Israel entered Rafah, a city that marks Gaza’s southern border crossing with Egypt, on May 7, 2024, launching a military offensive that the US and others have cautioned Israel not to pursue.

President Joe Biden warned Israeli Prime Minister Benjamin Netanyahu on May 6 against expanding the Gaza war into Rafah, indicating that this could lead to a shift in US policy on Israel.

A divergence over how to handle the war in Gaza prompted the US to place a hold on shipping US-made bombs to Israel, according to Israeli officials and a US official quoted in Politico, Axios and The Wall Street Journal.

Rafah is one of the only places in Gaza that has not been destroyed in the Gaza war. It is also a refuge for more than 1 million Palestinians, about half of whom are children, who have been displaced from their homes elsewhere in Gaza because of the conflict.

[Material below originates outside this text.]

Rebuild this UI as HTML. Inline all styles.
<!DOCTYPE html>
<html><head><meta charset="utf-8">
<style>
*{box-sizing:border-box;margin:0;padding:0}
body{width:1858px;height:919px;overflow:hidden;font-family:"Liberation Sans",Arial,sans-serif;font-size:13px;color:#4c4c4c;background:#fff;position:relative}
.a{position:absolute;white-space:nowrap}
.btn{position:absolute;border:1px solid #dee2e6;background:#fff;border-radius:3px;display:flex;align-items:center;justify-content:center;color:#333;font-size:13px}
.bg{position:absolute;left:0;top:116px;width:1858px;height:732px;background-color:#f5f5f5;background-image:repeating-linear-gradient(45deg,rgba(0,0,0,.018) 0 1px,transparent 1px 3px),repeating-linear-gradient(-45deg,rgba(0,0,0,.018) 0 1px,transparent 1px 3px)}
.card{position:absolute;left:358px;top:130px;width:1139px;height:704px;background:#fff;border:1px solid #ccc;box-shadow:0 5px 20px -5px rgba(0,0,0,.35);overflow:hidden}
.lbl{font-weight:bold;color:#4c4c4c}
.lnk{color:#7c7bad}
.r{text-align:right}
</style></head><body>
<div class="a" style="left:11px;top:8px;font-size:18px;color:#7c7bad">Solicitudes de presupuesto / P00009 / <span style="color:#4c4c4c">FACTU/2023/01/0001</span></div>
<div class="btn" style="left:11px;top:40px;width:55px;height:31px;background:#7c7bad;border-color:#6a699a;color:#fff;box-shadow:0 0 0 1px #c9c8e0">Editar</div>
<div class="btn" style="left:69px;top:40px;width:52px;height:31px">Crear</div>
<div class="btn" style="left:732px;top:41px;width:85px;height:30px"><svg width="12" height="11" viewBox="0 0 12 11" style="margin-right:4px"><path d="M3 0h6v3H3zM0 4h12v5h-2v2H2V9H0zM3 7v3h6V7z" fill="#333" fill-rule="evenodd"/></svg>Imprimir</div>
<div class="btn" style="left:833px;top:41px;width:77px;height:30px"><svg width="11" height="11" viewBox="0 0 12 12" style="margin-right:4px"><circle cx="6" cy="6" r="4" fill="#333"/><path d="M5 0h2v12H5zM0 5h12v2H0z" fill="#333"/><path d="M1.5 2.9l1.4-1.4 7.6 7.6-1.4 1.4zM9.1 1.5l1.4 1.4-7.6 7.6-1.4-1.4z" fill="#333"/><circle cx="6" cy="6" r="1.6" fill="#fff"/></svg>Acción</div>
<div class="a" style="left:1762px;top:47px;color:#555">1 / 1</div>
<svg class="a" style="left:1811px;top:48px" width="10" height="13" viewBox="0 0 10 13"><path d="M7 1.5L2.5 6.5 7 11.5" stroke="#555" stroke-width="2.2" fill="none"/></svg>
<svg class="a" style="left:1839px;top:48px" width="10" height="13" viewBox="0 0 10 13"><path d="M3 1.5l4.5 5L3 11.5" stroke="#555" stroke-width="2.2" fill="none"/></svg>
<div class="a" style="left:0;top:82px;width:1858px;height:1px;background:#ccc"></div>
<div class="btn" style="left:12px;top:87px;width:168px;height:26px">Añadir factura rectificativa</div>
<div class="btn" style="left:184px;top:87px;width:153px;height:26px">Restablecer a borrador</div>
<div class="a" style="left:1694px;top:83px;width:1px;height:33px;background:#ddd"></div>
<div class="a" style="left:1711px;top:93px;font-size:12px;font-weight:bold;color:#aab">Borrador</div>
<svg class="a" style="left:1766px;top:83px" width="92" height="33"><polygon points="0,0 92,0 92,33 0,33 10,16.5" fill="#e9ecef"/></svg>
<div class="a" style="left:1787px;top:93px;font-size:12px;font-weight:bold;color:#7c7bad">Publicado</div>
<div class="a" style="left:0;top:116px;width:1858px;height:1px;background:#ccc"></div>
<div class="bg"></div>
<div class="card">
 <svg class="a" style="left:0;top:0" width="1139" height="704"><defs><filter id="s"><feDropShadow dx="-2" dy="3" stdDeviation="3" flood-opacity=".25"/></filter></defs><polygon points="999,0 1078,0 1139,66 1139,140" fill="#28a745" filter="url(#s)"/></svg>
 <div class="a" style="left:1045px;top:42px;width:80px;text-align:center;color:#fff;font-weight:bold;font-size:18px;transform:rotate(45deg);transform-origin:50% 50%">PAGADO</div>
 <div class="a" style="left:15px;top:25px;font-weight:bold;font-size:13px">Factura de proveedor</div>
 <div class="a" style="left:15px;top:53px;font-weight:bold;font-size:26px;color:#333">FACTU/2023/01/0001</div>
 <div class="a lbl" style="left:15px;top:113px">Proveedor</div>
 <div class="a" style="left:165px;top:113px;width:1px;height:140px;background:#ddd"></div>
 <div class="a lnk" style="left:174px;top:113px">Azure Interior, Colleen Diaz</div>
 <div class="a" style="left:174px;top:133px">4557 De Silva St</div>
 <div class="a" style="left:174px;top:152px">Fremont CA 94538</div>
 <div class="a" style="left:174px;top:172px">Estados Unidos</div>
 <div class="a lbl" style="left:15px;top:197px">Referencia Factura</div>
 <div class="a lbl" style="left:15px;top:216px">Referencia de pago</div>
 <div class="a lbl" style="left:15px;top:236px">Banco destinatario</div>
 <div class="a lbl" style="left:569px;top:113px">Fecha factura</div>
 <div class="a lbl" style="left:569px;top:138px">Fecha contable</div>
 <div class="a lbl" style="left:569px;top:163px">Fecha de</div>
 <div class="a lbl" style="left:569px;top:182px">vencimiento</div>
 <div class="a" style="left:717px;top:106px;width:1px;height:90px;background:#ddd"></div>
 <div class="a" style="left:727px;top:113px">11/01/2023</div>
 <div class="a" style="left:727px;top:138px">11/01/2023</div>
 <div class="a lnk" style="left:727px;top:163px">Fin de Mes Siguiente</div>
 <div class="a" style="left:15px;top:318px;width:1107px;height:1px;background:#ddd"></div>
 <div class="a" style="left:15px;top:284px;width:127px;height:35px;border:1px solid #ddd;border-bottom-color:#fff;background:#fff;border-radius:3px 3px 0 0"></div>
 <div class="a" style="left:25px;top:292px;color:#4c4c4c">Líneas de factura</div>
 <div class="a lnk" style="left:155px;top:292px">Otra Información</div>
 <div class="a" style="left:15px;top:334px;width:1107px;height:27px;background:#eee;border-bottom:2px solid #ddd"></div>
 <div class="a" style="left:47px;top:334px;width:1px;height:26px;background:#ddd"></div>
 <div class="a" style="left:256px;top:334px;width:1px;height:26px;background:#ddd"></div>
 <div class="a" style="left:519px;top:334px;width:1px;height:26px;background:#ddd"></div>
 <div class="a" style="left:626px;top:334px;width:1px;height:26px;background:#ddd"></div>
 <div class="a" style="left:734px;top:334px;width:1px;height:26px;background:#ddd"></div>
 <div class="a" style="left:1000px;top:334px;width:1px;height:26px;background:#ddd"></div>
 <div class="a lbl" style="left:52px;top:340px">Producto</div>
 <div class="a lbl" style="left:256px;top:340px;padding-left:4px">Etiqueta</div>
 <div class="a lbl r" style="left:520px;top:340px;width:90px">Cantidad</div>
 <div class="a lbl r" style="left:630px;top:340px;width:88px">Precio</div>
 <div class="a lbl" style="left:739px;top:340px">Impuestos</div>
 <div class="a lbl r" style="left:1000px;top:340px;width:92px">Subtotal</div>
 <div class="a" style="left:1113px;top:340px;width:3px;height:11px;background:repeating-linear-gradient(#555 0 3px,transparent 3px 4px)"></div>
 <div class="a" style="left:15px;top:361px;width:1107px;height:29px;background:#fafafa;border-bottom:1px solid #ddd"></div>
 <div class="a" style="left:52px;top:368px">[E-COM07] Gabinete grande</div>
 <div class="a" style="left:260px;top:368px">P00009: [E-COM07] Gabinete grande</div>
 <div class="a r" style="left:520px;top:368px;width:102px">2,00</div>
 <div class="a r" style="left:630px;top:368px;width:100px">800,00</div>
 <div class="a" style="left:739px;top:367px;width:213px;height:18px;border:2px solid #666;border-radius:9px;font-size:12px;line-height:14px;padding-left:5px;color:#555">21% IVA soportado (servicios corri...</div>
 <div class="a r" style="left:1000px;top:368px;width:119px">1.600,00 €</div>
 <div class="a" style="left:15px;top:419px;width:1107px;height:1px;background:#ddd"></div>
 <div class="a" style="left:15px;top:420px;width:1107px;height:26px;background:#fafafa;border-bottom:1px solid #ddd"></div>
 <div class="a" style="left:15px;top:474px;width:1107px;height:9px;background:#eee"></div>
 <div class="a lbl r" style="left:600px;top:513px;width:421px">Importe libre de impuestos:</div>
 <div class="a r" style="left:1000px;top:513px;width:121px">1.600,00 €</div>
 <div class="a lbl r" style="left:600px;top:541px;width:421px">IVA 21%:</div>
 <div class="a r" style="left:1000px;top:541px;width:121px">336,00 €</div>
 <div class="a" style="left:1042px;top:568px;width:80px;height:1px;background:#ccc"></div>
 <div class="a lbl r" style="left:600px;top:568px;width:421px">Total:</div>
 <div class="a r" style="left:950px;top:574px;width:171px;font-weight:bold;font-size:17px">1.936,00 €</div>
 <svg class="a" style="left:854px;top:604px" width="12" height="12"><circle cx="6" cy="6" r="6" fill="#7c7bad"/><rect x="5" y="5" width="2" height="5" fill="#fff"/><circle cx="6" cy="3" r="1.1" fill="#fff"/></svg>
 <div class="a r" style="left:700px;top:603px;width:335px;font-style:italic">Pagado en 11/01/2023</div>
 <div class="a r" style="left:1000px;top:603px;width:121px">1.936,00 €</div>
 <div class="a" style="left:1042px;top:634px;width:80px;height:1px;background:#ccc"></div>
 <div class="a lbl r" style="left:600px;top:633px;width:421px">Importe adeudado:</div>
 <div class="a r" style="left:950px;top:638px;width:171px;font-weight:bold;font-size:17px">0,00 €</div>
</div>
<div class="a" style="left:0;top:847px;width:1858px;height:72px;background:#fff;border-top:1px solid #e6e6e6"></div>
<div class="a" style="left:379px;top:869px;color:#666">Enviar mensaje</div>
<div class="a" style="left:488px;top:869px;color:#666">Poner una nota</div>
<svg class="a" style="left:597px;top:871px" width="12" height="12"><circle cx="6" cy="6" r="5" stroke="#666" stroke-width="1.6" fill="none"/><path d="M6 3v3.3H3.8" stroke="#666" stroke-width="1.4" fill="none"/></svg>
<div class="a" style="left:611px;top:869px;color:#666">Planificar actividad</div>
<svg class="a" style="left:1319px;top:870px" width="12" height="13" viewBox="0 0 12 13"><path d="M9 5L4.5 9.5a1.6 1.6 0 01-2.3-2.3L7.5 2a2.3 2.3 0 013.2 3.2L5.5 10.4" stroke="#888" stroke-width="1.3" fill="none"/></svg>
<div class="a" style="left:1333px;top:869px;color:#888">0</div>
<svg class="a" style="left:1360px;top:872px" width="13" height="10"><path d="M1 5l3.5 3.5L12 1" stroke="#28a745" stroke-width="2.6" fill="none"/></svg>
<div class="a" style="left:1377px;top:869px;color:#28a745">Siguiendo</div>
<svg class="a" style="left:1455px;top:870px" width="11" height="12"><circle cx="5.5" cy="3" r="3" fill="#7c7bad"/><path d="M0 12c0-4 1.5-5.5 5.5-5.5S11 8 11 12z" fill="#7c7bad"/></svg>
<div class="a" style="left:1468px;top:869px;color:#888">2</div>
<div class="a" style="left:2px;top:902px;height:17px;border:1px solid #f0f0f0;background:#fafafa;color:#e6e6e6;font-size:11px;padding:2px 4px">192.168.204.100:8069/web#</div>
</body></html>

The Conversation spoke with Gregory Treverton, a chair of the National Intelligence Council under the Obama administration and a national security scholar at USC Dornsife College of Letters, Arts and Sciences, to understand the limits of US political leverage in influencing Israel’s seven-month war with Hamas.

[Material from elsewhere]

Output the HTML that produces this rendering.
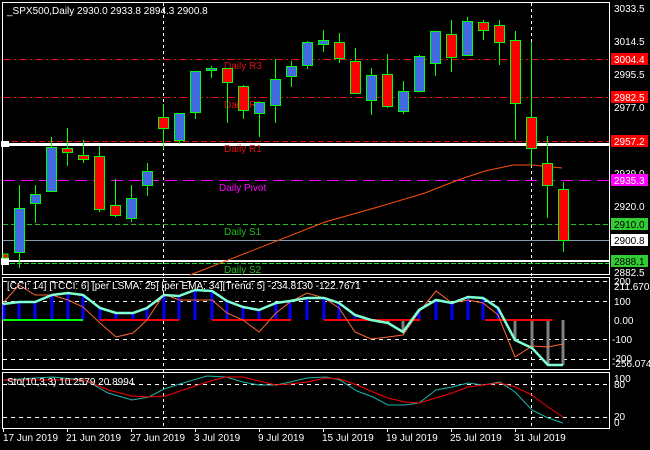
<!DOCTYPE html>
<html><head><meta charset="utf-8"><style>
html,body{margin:0;padding:0;background:#000;}
svg{display:block;}
text{font-family:"Liberation Sans",sans-serif;font-size:10px;fill:#fff;}
</style></head><body>
<svg width="650" height="450" viewBox="0 0 650 450" xmlns="http://www.w3.org/2000/svg">
<rect width="650" height="450" fill="#000"/>
<!-- frames -->
<g fill="none" stroke="#fff" stroke-width="1">
<rect x="2.5" y="2.5" width="607" height="272"/>
<rect x="2.5" y="277.5" width="607" height="92"/>
<rect x="2.5" y="372.5" width="607" height="56"/>
</g>
<!-- vertical dashed separators -->
<g stroke="#fff" stroke-dasharray="3,3" stroke-width="1">
<line x1="163.5" y1="3" x2="163.5" y2="429"/>
<line x1="531.5" y1="3" x2="531.5" y2="429"/>
</g>
<!-- pivot lines -->
<line x1="3" y1="59.5" x2="609" y2="59.5" stroke="#e01010" stroke-dasharray="8,3,2,3"/>
<line x1="3" y1="97.5" x2="609" y2="97.5" stroke="#e01010" stroke-dasharray="8,3,2,3"/>
<line x1="3" y1="141.5" x2="609" y2="141.5" stroke="#e01010" stroke-dasharray="6,3"/>
<rect x="3" y="143" width="606" height="3" fill="#fff"/>
<line x1="3" y1="180.5" x2="609" y2="180.5" stroke="#ff00ff" stroke-dasharray="12,6"/>
<line x1="3" y1="224.5" x2="609" y2="224.5" stroke="#22bb22" stroke-dasharray="5,3"/>
<line x1="3" y1="240.5" x2="609" y2="240.5" stroke="#8899aa"/>
<rect x="3" y="260" width="606" height="2" fill="#fff"/>
<line x1="3" y1="263.5" x2="609" y2="263.5" stroke="#22dd22" stroke-dasharray="5,2"/>
<rect x="1" y="141" width="8" height="6" fill="#fff"/>
<rect x="1" y="258" width="8" height="7" fill="#fff"/>
<rect x="3" y="254" width="5" height="4" fill="#f00" stroke="#0f0"/>
<!-- labels -->
<text x="224" y="69" fill="#e01010" style="fill:#e01010">Daily R3</text>
<text x="224" y="108" style="fill:#e01010">Daily R2</text>
<text x="224" y="152" style="fill:#e01010">Daily R1</text>
<text x="219" y="191" style="fill:#ff00ff">Daily Pivot</text>
<text x="224" y="235" style="fill:#22bb22">Daily S1</text>
<text x="224" y="273" style="fill:#22bb22">Daily S2</text>
<!-- MA -->
<polyline fill="none" stroke="#ff5010" stroke-width="1" points="190,275 325,222 378,207 425,193 458,180 485,171 513,165 532,165 562,168"/>
<!-- candles -->
<g stroke="#00ff00" stroke-width="1">
<line x1="19.5" y1="185" x2="19.5" y2="268"/><rect x="14.5" y="208.5" width="10" height="44" fill="#4169e1"/>
<line x1="35.5" y1="185" x2="35.5" y2="223"/><rect x="30.5" y="194.5" width="10" height="9" fill="#4169e1"/>
<line x1="51.5" y1="137" x2="51.5" y2="192"/><rect x="46.5" y="147.5" width="10" height="44" fill="#4169e1"/>
<line x1="67.5" y1="128" x2="67.5" y2="166"/><rect x="62.5" y="148.5" width="10" height="4" fill="#f00"/>
<line x1="83.5" y1="140" x2="83.5" y2="163"/><rect x="78.5" y="155.5" width="10" height="4" fill="#f00"/>
<line x1="99.5" y1="146" x2="99.5" y2="212"/><rect x="94.5" y="156.5" width="10" height="53" fill="#f00"/>
<line x1="115.5" y1="179" x2="115.5" y2="217"/><rect x="110.5" y="205.5" width="10" height="10" fill="#f00"/>
<line x1="131.5" y1="185" x2="131.5" y2="222"/><rect x="126.5" y="198.5" width="10" height="20" fill="#4169e1"/>
<line x1="147.5" y1="163" x2="147.5" y2="196"/><rect x="142.5" y="171.5" width="10" height="14" fill="#4169e1"/>
<line x1="163.5" y1="104" x2="163.5" y2="149"/><rect x="158.5" y="117.5" width="10" height="11" fill="#f00"/>
<line x1="179.5" y1="113" x2="179.5" y2="144"/><rect x="174.5" y="113.5" width="10" height="27" fill="#4169e1"/>
<line x1="195.5" y1="71" x2="195.5" y2="119"/><rect x="190.5" y="71.5" width="10" height="41" fill="#4169e1"/>
<line x1="211.5" y1="66" x2="211.5" y2="78"/><rect x="206.5" y="68.5" width="10" height="2" fill="#4169e1"/>
<line x1="227.5" y1="68" x2="227.5" y2="123"/><rect x="222.5" y="68.5" width="10" height="14" fill="#f00"/>
<line x1="243.5" y1="85" x2="243.5" y2="119"/><rect x="238.5" y="86.5" width="10" height="24" fill="#f00"/>
<line x1="259.5" y1="102" x2="259.5" y2="137"/><rect x="254.5" y="102.5" width="10" height="11" fill="#4169e1"/>
<line x1="275.5" y1="59" x2="275.5" y2="123"/><rect x="270.5" y="79.5" width="10" height="26" fill="#4169e1"/>
<line x1="291.5" y1="61" x2="291.5" y2="87"/><rect x="286.5" y="66.5" width="10" height="10" fill="#4169e1"/>
<line x1="307.5" y1="41" x2="307.5" y2="69"/><rect x="302.5" y="42.5" width="10" height="23" fill="#4169e1"/>
<line x1="323.5" y1="30" x2="323.5" y2="52"/><rect x="318.5" y="40.5" width="10" height="4" fill="#4169e1"/>
<line x1="339.5" y1="33" x2="339.5" y2="63"/><rect x="334.5" y="42.5" width="10" height="16" fill="#f00"/>
<line x1="355.5" y1="48" x2="355.5" y2="93"/><rect x="350.5" y="61.5" width="10" height="32" fill="#f00"/>
<line x1="371.5" y1="68" x2="371.5" y2="115"/><rect x="366.5" y="75.5" width="10" height="25" fill="#4169e1"/>
<line x1="387.5" y1="54" x2="387.5" y2="108"/><rect x="382.5" y="74.5" width="10" height="32" fill="#f00"/>
<line x1="403.5" y1="81" x2="403.5" y2="114"/><rect x="398.5" y="91.5" width="10" height="20" fill="#4169e1"/>
<line x1="419.5" y1="55" x2="419.5" y2="92"/><rect x="414.5" y="56.5" width="10" height="35" fill="#4169e1"/>
<line x1="435.5" y1="31" x2="435.5" y2="76"/><rect x="430.5" y="31.5" width="10" height="32" fill="#4169e1"/>
<line x1="451.5" y1="20" x2="451.5" y2="72"/><rect x="446.5" y="34.5" width="10" height="23" fill="#f00"/>
<line x1="467.5" y1="17" x2="467.5" y2="56"/><rect x="462.5" y="21.5" width="10" height="34" fill="#4169e1"/>
<line x1="483.5" y1="20" x2="483.5" y2="40"/><rect x="478.5" y="22.5" width="10" height="8" fill="#f00"/>
<line x1="499.5" y1="20" x2="499.5" y2="65"/><rect x="494.5" y="25.5" width="10" height="17" fill="#f00"/>
<line x1="515.5" y1="31" x2="515.5" y2="140"/><rect x="510.5" y="40.5" width="10" height="63" fill="#f00"/>
<line x1="531.5" y1="42" x2="531.5" y2="166"/><rect x="526.5" y="117.5" width="10" height="31" fill="#f00"/>
<line x1="547.5" y1="136" x2="547.5" y2="218"/><rect x="542.5" y="163.5" width="10" height="22" fill="#f00"/>
<line x1="563.5" y1="182" x2="563.5" y2="252"/><rect x="558.5" y="189.5" width="10" height="51" fill="#f00"/>
</g>
<text x="7" y="14">_SPX500,Daily  2930.0 2933.8 2894.3 2900.8</text>
<!-- right axis main -->
<g>
<text x="614" y="12">3033.5</text>
<text x="614" y="45">3014.5</text>
<text x="614" y="78">2995.5</text>
<text x="614" y="111">2977.0</text>
<text x="614" y="177">2939.0</text>
<text x="614" y="210">2920.0</text>
<text x="614" y="276">2882.5</text>
<rect x="611" y="53" width="37" height="12" fill="#f00"/><text x="614" y="63">3004.4</text>
<rect x="611" y="91" width="37" height="12" fill="#f00"/><text x="614" y="101">2982.5</text>
<rect x="611" y="135" width="37" height="12" fill="#f00"/><text x="614" y="145">2957.2</text>
<rect x="611" y="174" width="37" height="12" fill="#ff00ff"/><text x="614" y="184">2935.3</text>
<rect x="611" y="218" width="37" height="12" fill="#32cd32"/><text x="614" y="228" style="fill:#000">2910.0</text>
<rect x="611" y="234" width="37" height="12" fill="#fff"/><text x="614" y="244" style="fill:#000">2900.8</text>
<rect x="611" y="255" width="37" height="12" fill="#32cd32"/><text x="614" y="265" style="fill:#000">2888.1</text>
</g>
<!-- CCI panel -->
<g stroke="#fff" stroke-dasharray="4,4" stroke-width="1">
<line x1="3" y1="281.5" x2="609" y2="281.5"/>
<line x1="3" y1="301.5" x2="609" y2="301.5"/>
<line x1="3" y1="339.5" x2="609" y2="339.5"/>
<line x1="3" y1="359.5" x2="609" y2="359.5"/>
</g>
<g stroke="#0000ff" stroke-width="3">
<line x1="4" y1="320" x2="4" y2="304"/><line x1="19" y1="320" x2="19" y2="302"/><line x1="35" y1="320" x2="35" y2="302"/><line x1="52" y1="320" x2="52" y2="295"/><line x1="68" y1="320" x2="68" y2="293"/><line x1="83" y1="320" x2="83" y2="295"/><line x1="100" y1="320" x2="100" y2="308"/><line x1="116" y1="320" x2="116" y2="313"/><line x1="133" y1="320" x2="133" y2="313"/><line x1="147" y1="320" x2="147" y2="308"/><line x1="164" y1="320" x2="164" y2="295"/><line x1="179" y1="320" x2="179" y2="296"/><line x1="195" y1="320" x2="195" y2="290"/><line x1="212" y1="320" x2="212" y2="291"/><line x1="227" y1="320" x2="227" y2="301"/><line x1="243" y1="320" x2="243" y2="307"/><line x1="259" y1="320" x2="259" y2="310"/><line x1="276" y1="320" x2="276" y2="303"/><line x1="290" y1="320" x2="290" y2="301"/><line x1="307" y1="320" x2="307" y2="298"/><line x1="324" y1="320" x2="324" y2="298"/><line x1="339" y1="320" x2="339" y2="303"/><line x1="355" y1="320" x2="355" y2="315"/><line x1="419" y1="320" x2="419" y2="310"/><line x1="436" y1="320" x2="436" y2="300"/><line x1="452" y1="320" x2="452" y2="303"/><line x1="468" y1="320" x2="468" y2="297"/><line x1="483" y1="320" x2="483" y2="298"/><line x1="498" y1="320" x2="498" y2="308"/>
</g>
<g stroke="#808080" stroke-width="3">
<line x1="388" y1="320" x2="388" y2="323"/><line x1="403" y1="320" x2="403" y2="332"/><line x1="515" y1="320" x2="515" y2="340"/><line x1="532" y1="320" x2="532" y2="348"/><line x1="548" y1="320" x2="548" y2="365"/><line x1="563" y1="320" x2="563" y2="365"/>
</g>
<g stroke-width="2">
<line x1="3" y1="320" x2="83" y2="320" stroke="#00ff00"/>
<line x1="100" y1="320" x2="179" y2="320" stroke="#f00"/>
<line x1="212" y1="320" x2="291" y2="320" stroke="#f00"/>
<line x1="324" y1="320" x2="420" y2="320" stroke="#f00"/>
<line x1="485" y1="320" x2="552" y2="320" stroke="#f00"/>
</g>
<polyline fill="none" stroke="#ff6633" stroke-width="1" points="3,303 19,285 35,295 52,295 68,300 83,307 100,323 116,337 133,333 147,320 164,294 179,300 195,300 212,300 227,313 243,320 259,332 276,313 290,302 307,293 324,298 339,308 355,332 371,339 388,337 403,335 419,312 436,291 452,303 468,300 483,303 498,315 515,357 532,346 548,347 563,344"/>
<polyline fill="none" stroke="#7fffd4" stroke-width="2.5" points="3,304 19,302 35,302 52,295 68,293 83,295 100,308 116,313 133,313 147,308 164,295 179,296 195,290 212,291 227,301 243,307 259,310 276,303 290,301 307,298 324,298 339,303 355,315 371,320 388,323 403,332 419,310 436,300 452,303 468,297 483,298 498,308 515,340 532,348 548,365 563,365"/>
<text x="7" y="289">[CCI: 14] [TCCI: 6] [per LSMA: 25] [per EMA: 34][Trend: 5]  -234.8130 -122.7671</text>
<text x="614" y="285">200</text><text x="614" y="290">211.6703</text>
<text x="614" y="305">100</text><text x="614" y="324">0.00</text>
<text x="612" y="343">-100</text><text x="612" y="362">-200</text><text x="612" y="367">-256.074</text>
<!-- Stoch -->
<g stroke="#fff" stroke-dasharray="4,4" stroke-width="1">
<line x1="3" y1="384.5" x2="609" y2="384.5"/>
<line x1="3" y1="417.5" x2="609" y2="417.5"/>
</g>
<polyline fill="none" stroke="#20b2aa" stroke-width="1" points="3,380 52,377 85,380 108,393 132,400 149,397 164,389 183,383 207,376 226,377 243,382 259,385 276,385 290,382 307,378 326,377 340,380 357,391 373,397 388,405 405,405 419,403 436,390 452,387 468,383 483,385 500,382 515,392 532,410 548,418 563,423"/>
<polyline fill="none" stroke="#f00" stroke-width="1" points="3,380 85,380 108,390 132,396 149,397 166,396 183,390 207,382 226,377 243,377 259,381 276,385 290,384 307,382 326,378 340,379 357,385 373,392 388,398 405,402 419,403 436,398 452,393 468,387 483,385 500,383 515,387 532,395 548,407 563,417"/>
<text x="7" y="385">Sto(10,3,3) 10.2579 20.8994</text>
<text x="614" y="382">100</text><text x="614" y="388">80</text>
<text x="614" y="420">20</text><text x="614" y="426">0</text>
<!-- dates -->
<g stroke="#fff"><line x1="3.5" y1="429" x2="3.5" y2="432"/><line x1="67.5" y1="429" x2="67.5" y2="432"/><line x1="131.5" y1="429" x2="131.5" y2="432"/><line x1="195.5" y1="429" x2="195.5" y2="432"/><line x1="259.5" y1="429" x2="259.5" y2="432"/><line x1="323.5" y1="429" x2="323.5" y2="432"/><line x1="387.5" y1="429" x2="387.5" y2="432"/><line x1="451.5" y1="429" x2="451.5" y2="432"/><line x1="515.5" y1="429" x2="515.5" y2="432"/></g>
<text x="3" y="441">17 Jun 2019</text>
<text x="66" y="441">21 Jun 2019</text>
<text x="130" y="441">27 Jun 2019</text>
<text x="194" y="441">3 Jul 2019</text>
<text x="258" y="441">9 Jul 2019</text>
<text x="322" y="441">15 Jul 2019</text>
<text x="386" y="441">19 Jul 2019</text>
<text x="450" y="441">25 Jul 2019</text>
<text x="514" y="441">31 Jul 2019</text>
</svg>
</body></html>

Is the US’s warning to Israel typical for their diplomatic relationship?

This is certainly not without precedent. There have been many US presidents and secretaries of state who have been frustrated with Israel over something, going back to at least the 1973 war between Israel and a coalition of Arab countries.

The US pressed Israel to adhere to a UN Security Council cease-fire resolution then – one sponsored by both the US and the Soviet Union – but Israel, for a time, refused.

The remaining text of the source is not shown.